*The exercise:*
Only a number is wanted. Count the lines holding the string "page".

*Recorded data:*

>> begin

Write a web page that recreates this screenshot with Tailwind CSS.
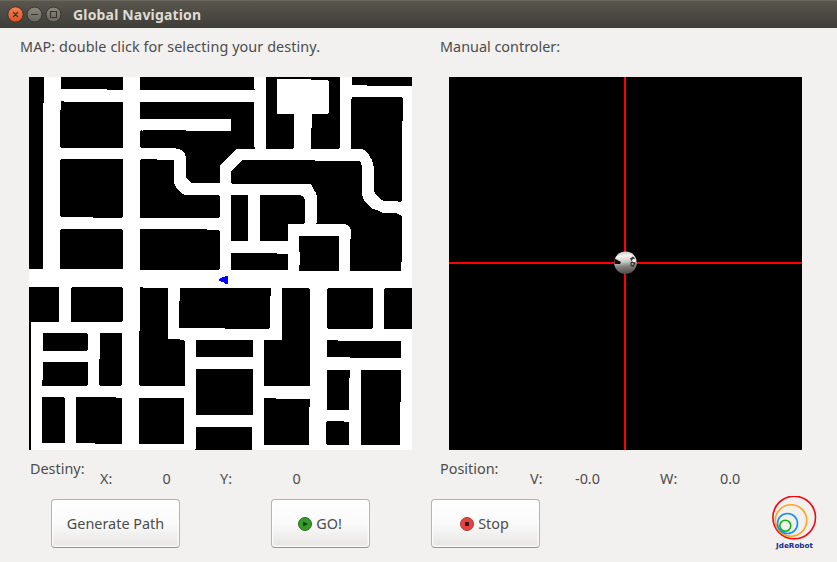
<!DOCTYPE html>
<html lang="en">
<head>
<meta charset="utf-8">
<title>Global Navigation</title>
<script src="https://cdn.jsdelivr.net/npm/@tailwindcss/browser@4"></script>
</head>
<body class="w-[837px] h-[562px] overflow-hidden bg-[#f2f1f0] font-['Noto_Sans','Open_Sans',sans-serif] text-[14.4px] leading-5 text-[#4c4c4c]">
<div class="flex h-[562px] w-[837px] flex-col">
  <header class="flex h-7 shrink-0 items-center border-t border-[#6b675d] bg-linear-to-b from-[#59564d] to-[#3e3d38] pl-[7px]">
    <svg class="h-5 w-[56px]" viewBox="0 0 56 20">
      <defs>
        <linearGradient id="o" x1="0" y1="0" x2="0" y2="1"><stop offset="0" stop-color="#f58158"/><stop offset="1" stop-color="#e2501f"/></linearGradient>
        <linearGradient id="g" x1="0" y1="0" x2="0" y2="1"><stop offset="0" stop-color="#8b887f"/><stop offset="1" stop-color="#69675f"/></linearGradient>
      </defs>
      <g stroke="#35332e" stroke-width="1"><circle cx="8.500" cy="9.500" r="7.700" fill="url(#o)"/><circle cx="27.500" cy="9.500" r="7.500" fill="url(#g)"/><circle cx="46.500" cy="9.500" r="7.500" fill="url(#g)"/></g>
      <path d="M6 7l5 5M11 7l-5 5M24 9.500h7M43.500 6.500h6v6h-6z" fill="none" stroke="#3b3429" stroke-width="1.100"/>
    </svg>
    <h1 class="ml-[10px] text-[14px] font-bold tracking-[0.17px] text-[#dfdbd2]">Global Navigation</h1>
  </header>

  <main class="flex flex-col">
    <div class="flex h-[49px] pt-[9px] pl-5">
      <div class="w-[420px] whitespace-nowrap tracking-[0.08px]">MAP: double click for selecting your destiny.</div>
      <div class="whitespace-nowrap">Manual controler:</div>
    </div>

    <div class="flex gap-[37px] pl-[29px]">
      <svg class="h-[373px] w-[383px] bg-white" viewBox="29 77 383 373" shape-rendering="crispEdges">
        <path d="M29 77H44V103H43V268L42 269H29Z
          M61 77H123V90H107V89H61Z
          M61 101H64V102H123V148H61V147H60V110H61Z
          M61 159H123V217H122V218H93V217H61V216H60V160H61Z
          M61 229H122V230H123V269H60V230H61Z
          M140 77H254V79H254V89H255V90H140Z
          M140 102H254V147H255V149H236L220 165V183H191L188 180L186 178V158L185 154L181 150L179 149H176V148H141V147H140V131H141V130H142V131H143V130H186V131H231V129H232V130H231V119H140Z
          M141 159H157V160H174V184L175 185L177 189L180 192L185 195H219V196H220V217H219V218H140V160H141Z
          M140 229H207V230H219V231H220V269H219V270H140Z
          M266 77H340V148H339V149H311V128H312V114H328V113H329V81H328V80H311V79H277V114H294V148H293V149H266Z
          M352 77H412V86H367V85H352Z
          M352 97H402V98H403V121H402V201H401V202H398V201H384L380 199L377 196L375 193L374 191V168L372 160L369 155L366 151L362 149H351V99H352Z
          M243 160H315V161H359L361 163L362 166V195L364 200L368 205L373 209L379 211L383 213H396L400 215L402 217V262H401V271H350V239H351V230L350 228L347 225L345 224H316V223H317V195H316V192H315L313 188L311 184H232V183H231V171L235 167Z
          M231 195H248V241H231Z
          M260 195H299L302 196L304 198L305 200V223H304V224H288V241H260Z
          M231 253H277V254H288V270H231Z
          M299 236H339V271H299V265H300V252H299Z
          M29 287H59V322H31V450H29Z
          M72 287H122V288H123V321H122V322H71V288H72Z
          M140 287H143V288H168V339H180V340H184V341H185V386H140V385H139V331H140Z
          M180 288H271V296H270V328H269V329H225V328H179V301H180Z
          M282 288H309V289H310V386H264V340H282Z
          M328 288H373V328H372V329H328V328H327V289H328Z
          M385 288H412V329H384V289H385Z
          M43 333H87V334H88V350H87V351H43Z
          M43 362H88V385H87V386H42V380H43Z
          M100 333H122V385H121V386H100V385H99V359H100Z
          M42 397H64V398H65V443H42Z
          M76 397H116V398H122V444H95V443H76Z
          M139 398H184V444H139Z
          M196 340H253V357H196Z
          M196 369H253V415H196Z
          M196 427H252V450H195V449H196Z
          M264 398H276V399H310V407H309V445H264Z
          M327 340H338V341H401V358H350V357H327Z
          M327 370H350V378H349V410H327Z
          M327 421H344V422H349V445H327V444H326V422H327Z
          M361 370H401V402H400V445H361Z" fill="#000"/>
        <path d="M218 280L223 277H225V276H228V284H225V283L220 281Z" fill="#00f"/>
      </svg>

      <svg class="h-[373px] w-[353px] bg-black" viewBox="449 77 353 373">
        <defs><linearGradient id="ball" x1=".4" y1="0" x2=".5" y2="1"><stop offset="0" stop-color="#c9c8c6"/><stop offset=".2" stop-color="#f4f3f1"/><stop offset=".45" stop-color="#cccbc7"/><stop offset=".65" stop-color="#85837f"/><stop offset="1" stop-color="#4b4a47"/></linearGradient></defs>
        <path d="M624 77h2v373h-2zM449 262h353v2H449z" fill="#f00"/>
        <circle cx="625.500" cy="262.800" r="11.300" fill="url(#ball)"/>
        <path d="M614.500 258.500L621 262l-1 2h-5.500z" fill="#090909"/>
        <path d="M630 258.500l3-2 2 2-1.500 1.500-2 1zM630.500 262l3-1 2 2-2 4-3-1z" fill="#393837"/>
        <circle cx="634" cy="260.500" r="1.800" fill="#eee"/><circle cx="632.500" cy="264" r="1" fill="#aaa"/>
      </svg>
    </div>

    <div class="grid h-[49px] grid-cols-[70px_50px_70px_50px_170px_90px_50px_80px_60px_60px] pl-[30px] whitespace-nowrap">
      <span class="pt-[9px]">Destiny:</span>
      <span class="pt-[19px]">X:</span>
      <span class="pt-[19px] pl-[12.5px]">0</span>
      <span class="pt-[19px]">Y:</span>
      <span class="pt-[19px] pl-[22.5px]">0</span>
      <span class="pt-[9px]">Position:</span>
      <span class="pt-[19px]">V:</span>
      <span class="pt-[19px] -ml-[5px]">-0.0</span>
      <span class="pt-[19px]">W:</span>
      <span class="pt-[19px]">0.0</span>
    </div>

    <div class="flex pl-[51px]">
      <button class="h-[49px] w-[129px] rounded-[4px] border border-[#b6b3ae] border-b-[#989591] bg-linear-to-b from-white via-[#fafafa] via-50% to-[#e6e5e4] shadow-[inset_0_0_2px_1px_#fff]">Generate Path</button>
      <button class="ml-[91px] flex h-[49px] w-[99px] items-center justify-center gap-1 rounded-[4px] border border-[#b6b3ae] border-b-[#989591] bg-linear-to-b from-white via-[#fafafa] via-50% to-[#e6e5e4] pr-px shadow-[inset_0_0_2px_1px_#fff]">
        <svg class="h-[14px] w-[14px]" viewBox="0 0 14 14"><circle cx="7" cy="7" r="6.500" fill="#379b27" stroke="#2d6925"/><path d="M5 4.500v5l5-2.500z" fill="#153c11"/></svg>GO!
      </button>
      <button class="ml-[61px] flex h-[49px] w-[109px] items-center justify-center gap-1 rounded-[4px] border border-[#b6b3ae] border-b-[#989591] bg-linear-to-b from-white via-[#fafafa] via-50% to-[#e6e5e4] pr-[2px] shadow-[inset_0_0_2px_1px_#fff]">
        <svg class="h-[14px] w-[14px]" viewBox="0 0 14 14"><circle cx="7" cy="7" r="6.500" fill="#e54240" stroke="#b13b38"/><path d="M5 5h4v4H5z" fill="#351413"/></svg>Stop
      </button>
      <svg class="-mt-[3px] ml-[230px] h-[57px] w-[50px]" viewBox="770 496 50 57">
        <g fill="none" stroke-width="1.600"><circle cx="794.200" cy="517.500" r="21.300" stroke="#f00a14"/><circle cx="791" cy="520.500" r="15.700" stroke="#ffa51e"/><circle cx="787.500" cy="523.500" r="10" stroke="#168ff5"/><circle cx="785.300" cy="525.700" r="5.500" stroke="#10b417"/></g>
        <text x="776" y="548" font-family="DejaVu Sans" font-size="7" font-weight="bold" fill="#152a86" textLength="37" lengthAdjust="spacingAndGlyphs">JdeRobot</text>
      </svg>
    </div>
  </main>
</div>
</body>
</html>
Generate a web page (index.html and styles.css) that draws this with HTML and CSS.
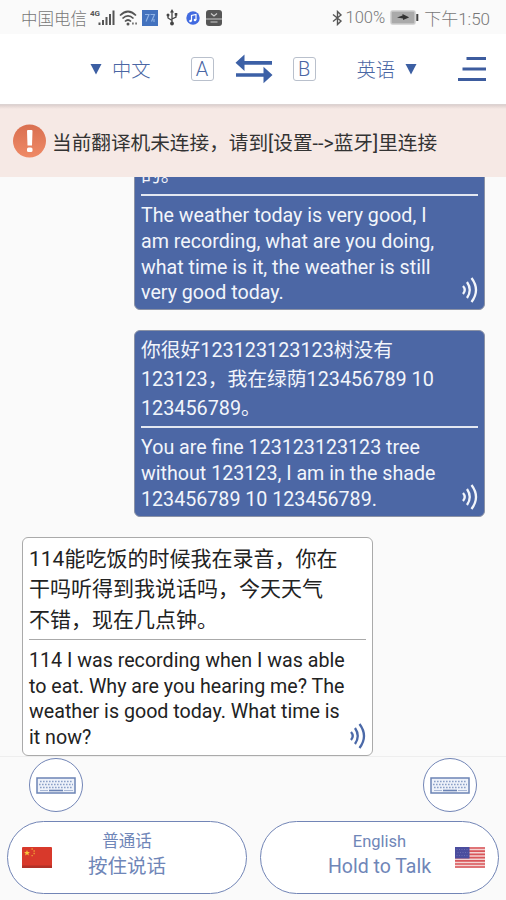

>> end

*Solution below:*
2